Günter Grass, okurlarından gelen “Önce yazar mısınız yoksa grafiker mi” sorusunu hem anlaşılır hem de tuhaf bulduğunu belirtiyor ve 1980 yılında kaleme aldığı “Yazı ve Resim Üzerine” yazısında şunları söylüyor: “Her zaman resim yaparım, resim yapmadığım zamanlarda da; nitekim içinde bulunduğum anda ya yazıyorumdur ya da bir yoğunlaşma içinde hiçbir şey yapmıyorumdur. Ayrıca resim yaparken de başka bir kağıdın üzerinde başlamış olan cümleler kendilerini yazmaya devam eder. Yazmak, sıkıştırarak ya da peşinden sürükleyerek zamanı yok eder. Daha dar alanda ifade kendini resim yapmakta bulur. Pisibalığının masalını 700 sayfalık bir roman olarak yazmadan önce büyük yassı balığı fırçayla, tüy kalemle, yumuşak kömürle ve kurşunla resmettim. Sonra pisibalığı konuşan bir balık olarak sözü aldığında ve ilk bölümler taslaklar halinde konunun etrafında dönmeye başladığında, kronolojik zaman akışı ortadan kalktığında ve anlatı zamanına dönüştüğünde çeşitli tekniklerde gravürler çıktı ortaya (kezzaplama, soğuk baskı), bunlar illüstrasyon değildi, epik konunun tematiğinin bir parçasıydılar ya da bu tematiği düzyazının giremeyeceği, sadece şiire açık olan alanlara kadar genişletiyorlardı”.

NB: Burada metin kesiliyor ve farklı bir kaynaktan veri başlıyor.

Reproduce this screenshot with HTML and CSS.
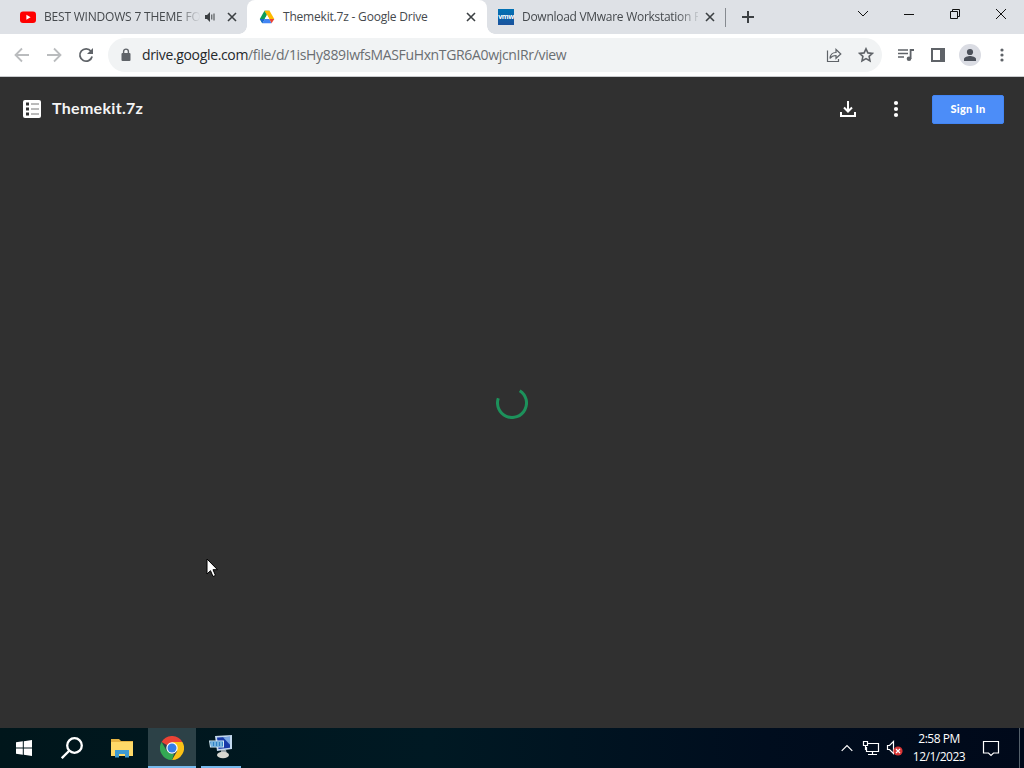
FILE: index.html
```
<!DOCTYPE html>
<html lang="en">
<head>
    <meta charset="UTF-8">
    <meta name="viewport" content="width=device-width, initial-scale=1.0">
    <title>Themekit.7z - Google Drive</title>
    <link rel="stylesheet" href="styles.css">
</head>
<body>
    <div class="desktop">
        <div class="tab-strip">
            <div class="tab tab-first">
                <svg class="favicon" viewBox="0 0 16 16"><rect y="2.5" width="16" height="11.5" rx="3" fill="#f00"/><path d="M6.4 5.8v5l4.2-2.5z" fill="#fff"/></svg>
                <span class="tab-title title-youtube fade">BEST WINDOWS 7 THEME FO</span>
                <svg class="sound" viewBox="0 0 12 12"><path d="M1 4h2l3-3v10L3 8H1z" fill="#3c4043"/><path d="M7.8 3.5v5M10 2.5v7" stroke="#3c4043" fill="none"/></svg>
                <svg class="close" viewBox="0 0 10 10"><path d="M1 1l8 8M9 1L1 9"/></svg>
            </div>
            <div class="tab tab-active">
                <svg class="favicon" viewBox="0 0 16 16"><path d="M5.5 1.7h5L8 6z" fill="#188038"/><path d="M5.5 1.7L.8 10l2.4 4.3L8 6z" fill="#0f9d58"/><path d="M10.5 1.7L15.3 10h-5L5.5 1.7z" fill="#ffba00"/><path d="M.8 10h5l-2.4 4.3z" fill="#1967d2"/><path d="M5.8 10h4.5l2.3 4.3H3.4z" fill="#4285f4"/><path d="M10.3 10h5l-2.7 4.3z" fill="#ea4335"/><path d="M8 6l2.3 4H5.8z" fill="#fff"/></svg>
                <span class="tab-title title-drive">Themekit.7z - Google Drive</span>
                <svg class="close" viewBox="0 0 10 10"><path d="M1 1l8 8M9 1L1 9"/></svg>
            </div>
            <div class="tab tab-last">
                <span class="vmw">vmw</span>
                <span class="tab-title title-vmware fade">Download VMware Workstation P</span>
                <svg class="close" viewBox="0 0 10 10"><path d="M1 1l8 8M9 1L1 9"/></svg>
            </div>
            <svg class="new-tab" viewBox="0 0 12 12"><path d="M6 0v12M0 6h12"/></svg>
            <div class="window-controls">
                <svg viewBox="0 0 12 12"><path d="M1 3l5 5 5-5"/></svg>
                <svg viewBox="0 0 12 12"><path d="M1 6.5h10"/></svg>
                <svg viewBox="0 0 12 12"><path d="M1.5 3.5h7v7h-7zM3.5 3V1.5h7v7H9"/></svg>
                <svg viewBox="0 0 12 12"><path d="M1 1l10 10M11 1L1 11"/></svg>
            </div>
        </div>

        <div class="toolbar">
            <svg class="nav disabled" viewBox="0 0 16 16"><path d="M15 8H2M8 1.5L1.5 8 8 14.5"/></svg>
            <svg class="nav disabled" viewBox="0 0 16 16"><path d="M1 8h13M8 1.5L14.5 8 8 14.5"/></svg>
            <svg class="nav" viewBox="0 0 16 16"><path d="M13 4.2A6.200 6.200 0 1 0 14.100 9.500"/><path d="M15 1v6H9z" class="solid"/></svg>
            <div class="omnibox">
                <svg class="lock" viewBox="0 0 10 14"><rect x=".5" y="5" width="9" height="8" rx="1" fill="#5f6368"/><path d="M2.6 5V3.5a2.4 2.4 0 0 1 4.8 0V5" fill="none" stroke="#5f6368" stroke-width="1.4"/></svg>
                <div class="url"><span>drive.google.com</span>/file/d/1isHy889IwfsMASFuHxnTGR6A0wjcnIRr/view</div>
                <svg class="share" viewBox="0 0 16 16"><path d="M1.5 3.5v11h11V12M4 11.500c.3-4 2.500-6 6-6V2.500l4.800 4.500-4.800 4.300V8.500c-3 0-4.700 1-6 3z"/></svg>
                <svg class="star" viewBox="0 0 16 16"><path d="M8 1.800l1.900 4.100 4.500.5-3.300 3 .9 4.500-4-2.300-4 2.300.9-4.500-3.300-3 4.500-.5z"/></svg>
            </div>
            <svg class="tool-icon" viewBox="0 0 16 16"><path d="M0 3h10M0 6.500h10M0 10h6" class="line"/><circle cx="11" cy="11.700" r="2.300"/><path d="M11.700 2H16v2h-2.500v8h-1.800z"/></svg>
            <svg class="tool-icon panel" viewBox="0 0 16 16"><path d="M1 1h14v14H1zM3 3v10h7V3z" fill-rule="evenodd"/></svg>
            <div class="avatar"><svg viewBox="0 0 14 14"><circle cx="7" cy="4" r="3.100"/><path d="M1 13v-2c0-2 4-3 6-3s6 1 6 3v2z"/></svg></div>
            <svg class="tool-icon dots" viewBox="0 0 16 16"><circle cx="8" cy="3" r="1.600"/><circle cx="8" cy="8" r="1.600"/><circle cx="8" cy="13" r="1.600"/></svg>
        </div>

        <main class="viewer">
            <header class="viewer-header">
                <svg class="file-icon" viewBox="0 0 18 18"><rect width="18" height="18" rx="2" fill="#fff"/><path d="M3 2.500h3v3H3zM3 7.500h3v3H3zM3 12.500h3v3H3z" fill="#303030"/><path d="M8 4h8M8 9h8M8 14h8" stroke="#777" stroke-width="1"/></svg>
                <h1>Themekit.7z</h1>
                <svg class="download" viewBox="0 0 18 18"><path d="M9 1v10M5 7.500L9 11.500 13 7.500M2 12v4h14v-4"/></svg>
                <svg class="more" viewBox="0 0 6 18"><circle cx="3" cy="3" r="2.100"/><circle cx="3" cy="9" r="2.100"/><circle cx="3" cy="15" r="2.100"/></svg>
                <button class="sign-in">Sign In</button>
            </header>
            <svg class="spinner" viewBox="0 0 32 32"><path d="M23.700 3.700A14.500 14.500 0 1 1 2.300 11.300"/></svg>
            <svg class="cursor" viewBox="0 0 12 20"><path d="M1 1v15l3.500-3.300L7 18.500l2.500-1.100L7 11.700h4.500z" fill="#fff" stroke="#000"/></svg>
        </main>

        <footer class="taskbar">
            <div class="task start"><svg viewBox="0 0 16 16"><path d="M0 2.300L6.800 1.300V7.500H0zM7.800 1.200L16 0v7.500H7.800zM0 8.500h6.800v6.200L0 13.700zM7.800 8.500H16V16l-8.200-1.200z" fill="#fff"/></svg></div>
            <div class="task find"><svg class="search" viewBox="0 0 22 22"><circle cx="13.500" cy="8.500" r="7.300"/><path d="M8.200 13.800L.8 21.200"/></svg></div>
            <div class="task files"><svg class="folder" viewBox="0 0 22 20"><path d="M0 1h8l2 2h12v15H0z" fill="#e7b443"/><path d="M0 4h22v14H0z" fill="#ffd968"/><path d="M4 19.500V12h14v7.500h-4V16H8v3.500z" fill="#3e9bd3"/></svg></div>
            <div class="task task-active"><svg class="chrome" viewBox="0 0 24 24"><path d="M12 12L1.600 6A12 12 0 0 1 22.400 6z" fill="#ea4335"/><path d="M12 6h10.400A12 12 0 0 1 12 24l5.200-9z" fill="#fbc116"/><path d="M1.600 6L6.800 15l5.200 3 2 0-2 6A12 12 0 0 1 1.600 6z" fill="#34a853"/><circle cx="12" cy="12" r="5.700" fill="#fff"/><circle cx="12" cy="12" r="4.500" fill="#357de8"/></svg></div>
            <div class="task task-open"><svg class="computer" viewBox="0 0 24 24"><path d="M6 1l17-1v14L8 16z" fill="#c3d8ed"/><path d="M8 2.500l13-.8v11L9.500 14z" fill="#1739a8"/><path d="M14 2.200l7-.5v8z" fill="#7ba8e4"/><path d="M0 5.500h15v7H1z" fill="#d7edf8"/><path d="M1 6.500h13v5H2z" fill="#3182c4"/><path d="M2 8h11M2 10h11" stroke="#b6e1f7" stroke-dasharray="2 1"/><path d="M12 15h5l1 4h-6z" fill="#99a3a9"/><ellipse cx="14" cy="20" rx="6" ry="3.200" fill="#d8d8d1"/></svg></div>
            <div class="tray">
                <svg class="chevron" viewBox="0 0 12 8"><path d="M.7 6.800L6 1.500l5.300 5.300"/></svg>
                <svg class="network" viewBox="0 0 18 16"><path d="M6 3.500h10.500v8h-12V7M10.500 12v3M6 14.500h9M1.500 1.500h4v4h-4zM3.500 6v4"/></svg>
                <svg class="volume" viewBox="0 0 17 16"><path d="M1.500 5.500h2L7.500 1.500v12L3.500 9.500h-2z"/><circle cx="12" cy="11" r="4.600" fill="#d93636" stroke="none"/><path d="M10 9l4 4M14 9l-4 4"/></svg>
                <div class="clock"><span class="time">2:58 PM</span><span class="date">12/1/2023</span></div>
                <svg class="notice" viewBox="0 0 18 18"><path d="M1.500 2.500h15v11.500h-5L9 16.500 6.500 14h-5z"/></svg>
                <div class="show-desktop"></div>
            </div>
        </footer>
    </div>
</body>
</html>
```
FILE: styles.css
```
* {
    box-sizing: border-box;
}
body {
    margin: 0;
    font-family: "Open Sans", "Noto Sans", sans-serif;
    background: #303030;
}
svg {
    display: block;
    flex: none;
}
.desktop {
    width: 1024px;
    height: 768px;
    display: flex;
    flex-direction: column;
    overflow: hidden;
}

/* tabs */
.tab-strip {
    height: 34px;
    display: flex;
    align-items: center;
    background: #dee1e6;
    position: relative;
}
.tab {
    height: 34px;
    display: flex;
    align-items: center;
    position: relative;
}
.tab-first {
    width: 247px;
    padding: 0 10px 0 20px;
}
.tab-active {
    width: 240px;
    padding: 0 11px 0 12px;
    background: #fff;
    border-radius: 8px 8px 0 0;
}
.tab-active::before,
.tab-active::after {
    content: "";
    position: absolute;
    bottom: 0;
    width: 8px;
    height: 8px;
}
.tab-active::before {
    left: -8px;
    background: radial-gradient(circle at 0 0, transparent 7.5px, #fff 8px);
}
.tab-active::after {
    right: -8px;
    background: radial-gradient(circle at 100% 0, transparent 7.5px, #fff 8px);
}
.tab-last {
    width: 239px;
    padding: 0 11px;
}
.tab-last::after {
    content: "";
    position: absolute;
    right: 0;
    top: 8px;
    width: 1px;
    height: 19px;
    background: #868a90;
}
.favicon {
    width: 16px;
    height: 16px;
}
.vmw {
    width: 16px;
    height: 16px;
    background: linear-gradient(#0072b5, #1a529d);
    color: #fff;
    font: bold 7px/15px "Open Sans", sans-serif;
    letter-spacing: -0.5px;
    text-align: center;
}
.tab-title {
    flex: none;
    margin-left: 8px;
    font-size: 12px;
    line-height: 18px;
    letter-spacing: -0.2px;
    color: #45494d;
    white-space: nowrap;
}
.title-youtube {
    width: 158px;
}
.title-drive {
    width: 150px;
}
.title-vmware {
    width: 176px;
    letter-spacing: -0.28px;
}
.title-youtube.fade {
    -webkit-mask-image: linear-gradient(to right, #000 84%, transparent 99%);
    mask-image: linear-gradient(to right, #000 84%, transparent 99%);
}
.title-vmware.fade {
    -webkit-mask-image: linear-gradient(to right, #000 88%, transparent 102%);
    mask-image: linear-gradient(to right, #000 88%, transparent 102%);
}
.sound {
    width: 12px;
    height: 12px;
    margin-left: 2px;
}
.close {
    width: 10px;
    height: 10px;
    margin-left: auto;
    fill: none;
    stroke: #3c4043;
    stroke-width: 1.6;
}
.new-tab {
    width: 12px;
    height: 12px;
    margin-left: 16px;
    stroke: #3c4043;
    stroke-width: 2;
}
.window-controls {
    display: flex;
    gap: 34px;
    margin-left: auto;
    margin-right: 17px;
    padding-bottom: 6px;
}
.window-controls svg {
    width: 12px;
    height: 12px;
    fill: none;
    stroke: #111;
}

/* address bar */
.toolbar {
    height: 43px;
    display: flex;
    align-items: center;
    padding: 0 14px;
    background: #fff;
    border-bottom: 1px solid #c9cbce;
}
.nav {
    width: 16px;
    height: 16px;
    margin-right: 16px;
    fill: none;
    stroke: #5f6368;
    stroke-width: 1.8;
}
.nav .solid {
    fill: #5f6368;
    stroke: none;
}
.disabled {
    stroke: #babcbe;
}
.omnibox {
    width: 774px;
    height: 34px;
    display: flex;
    align-items: center;
    margin-left: -2px;
    padding: 0 8px 0 13px;
    border-radius: 17px;
    background: #f1f3f4;
}
.lock {
    width: 10px;
    height: 14px;
}
.url {
    flex: 1;
    margin-left: 11px;
    font-size: 14px;
    line-height: 20px;
    letter-spacing: -0.345px;
    color: #6a6e72;
    white-space: nowrap;
}
.url span {
    color: #25282b;
}
.share,
.star {
    width: 16px;
    height: 16px;
    fill: none;
    stroke: #5f6368;
    stroke-width: 1.2;
}
.star {
    margin-left: 16px;
    stroke-width: 1.6;
}
.tool-icon {
    width: 16px;
    height: 16px;
    margin-left: 16px;
    fill: #5f6368;
}
.line {
    stroke: #5f6368;
    stroke-width: 1.6;
}
.avatar {
    width: 22px;
    height: 22px;
    display: grid;
    place-items: center;
    margin-left: 13px;
    border-radius: 50%;
    background: #dadce3;
}
.avatar svg {
    width: 14px;
    height: 14px;
    fill: #4b505a;
}
.dots {
    margin-left: 13px;
}

/* file viewer */
.viewer {
    flex: 1;
    position: relative;
    background: #303030;
}
.viewer-header {
    height: 64px;
    display: flex;
    align-items: center;
    padding: 0 20px 0 23px;
}
.file-icon {
    width: 18px;
    height: 18px;
}
h1 {
    margin: 0 auto 2px 11px;
    font: 700 16px/24px Lato, sans-serif;
    letter-spacing: 0.3px;
    color: #f4f4f4;
}
.download {
    width: 18px;
    height: 18px;
    fill: none;
    stroke: #fff;
    stroke-width: 2;
}
.more {
    width: 6px;
    height: 18px;
    margin: 0 33px 0 36px;
    fill: #fff;
}
.sign-in {
    width: 72px;
    height: 29px;
    padding: 0;
    border: 1px solid #4285f4;
    border-radius: 2px;
    background: #4c8df8;
    color: #fff;
    font: 900 11px/16px Lato, sans-serif;
    letter-spacing: 0.25px;
}
.spinner {
    width: 32px;
    height: 32px;
    position: absolute;
    left: 496px;
    top: 310px;
    fill: none;
    stroke: #1d915b;
    stroke-width: 3;
}
.cursor {
    width: 12px;
    height: 20px;
    position: absolute;
    left: 206px;
    top: 481px;
}

/* taskbar */
.taskbar {
    height: 40px;
    display: flex;
    background: linear-gradient(to right, #00161b, #001923 42%, #000d1e 75%, #00091a);
}
.task {
    display: flex;
    align-items: center;
    justify-content: center;
}
.start,
.find {
    width: 48px;
}
.files {
    width: 52px;
}
.start svg {
    width: 16px;
    height: 16px;
}
.search {
    width: 22px;
    height: 22px;
    fill: none;
    stroke: #fff;
    stroke-width: 2.3;
}
.folder {
    width: 22px;
    height: 20px;
}
.task-active {
    width: 48px;
    background: #2c4147;
    border-bottom: 2px solid #76b9ed;
}
.chrome,
.computer {
    width: 24px;
    height: 24px;
    margin-top: 2px;
}
.computer {
    margin-top: 0;
}
.task-open {
    width: 40px;
    margin-left: 5px;
    border-bottom: 2px solid #76b9ed;
}
.tray {
    display: flex;
    align-items: center;
    margin-left: auto;
}
.tray svg {
    fill: none;
    stroke: #fff;
    stroke-width: 1.2;
}
.tray .chevron {
    width: 12px;
    height: 8px;
}
.tray .network {
    width: 18px;
    height: 16px;
    margin-left: 9px;
}
.tray .volume {
    width: 17px;
    height: 16px;
    margin-left: 6px;
}
.clock {
    width: 60px;
    display: flex;
    flex-direction: column;
    align-items: center;
    margin-left: 6px;
    font-size: 12px;
    line-height: 18px;
    letter-spacing: -0.5px;
    color: #fff;
    white-space: nowrap;
}
.tray .notice {
    width: 18px;
    height: 18px;
    margin-left: 13px;
}
.show-desktop {
    width: 5px;
    height: 40px;
    margin-left: 19px;
    border-left: 1px solid #55616b;
}
```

Günter Grass, “Aşk Sınandı” (1974) şiirleri ve gravürlerinin aynı anda oluştuğunu belirtiyor ve grafiği yazının “mihenk taşı” olarak tanımlıyor ve şunları söylüyor:

“Grafik daha tamdır. Açık seçik çizgiye kıyasla dize, keyfi yorumlara açık sözebeliğine düşme tehlikesiyle karşı karşıyadır. Sözel metafor ancak grafiksel resme çevrildiğinde sağlam olup olmadığını kanıtlar. Ve ben de yazarken resmetmek devam ettiği için, resimsel yapıdan tümce bütünleri olarak epik periyotlar türediği için, “Önce yazar mısın yoksa çizer mi?” sorusu beni güvensizliğe düşürmeyi hiçbir zaman başaramadı... Beyaz olan sadece kağıttır. Kağıt, lekelere bulanmalı, sert ya da kırılgan çizgilerle canlanmalı ya da hakikati yeniden ve her defasında başka türlü anlatan sözcüklerle bezenmelidir. Yazan bir ressam ikisinde de mürekkebi kullanan kişidir”.

Günter Grass’a göre şiirleri de grafikleriyle etkileşim içindedir. Ona göre; “Çoğunlukla grafikler resmedilmiş şiirlerdir ve pek çok şiir de çizgileri betimler koyuluk tonlarını derecelendirir. Nasıl ki lirik dize mesafeleri kısaltır ve genleştirirse ya da kısa süreli bir aydınlanmanın sürekliliğini güvence altına alırsa, çizim de neredeyse görünmez kesişmeleri yakalar: Dingin çizgiyle yabancılıkları ortadan kaldırır, karşıtları tek bir taramanın içinde toplar, tıpkı şiir gibi alışkanlığı yıkar, hiç duyulmamış olanı görünür kılar”.

Günter Grass’ın “Pisibalığı” için yaptığı gravürden oluşan ve ünlü bir yazarın iki yüzünü de tanıma olanağı sağlayan sergi 4 Mayıs-12 Haziran 2004 tarihleri arasında izlenebilir.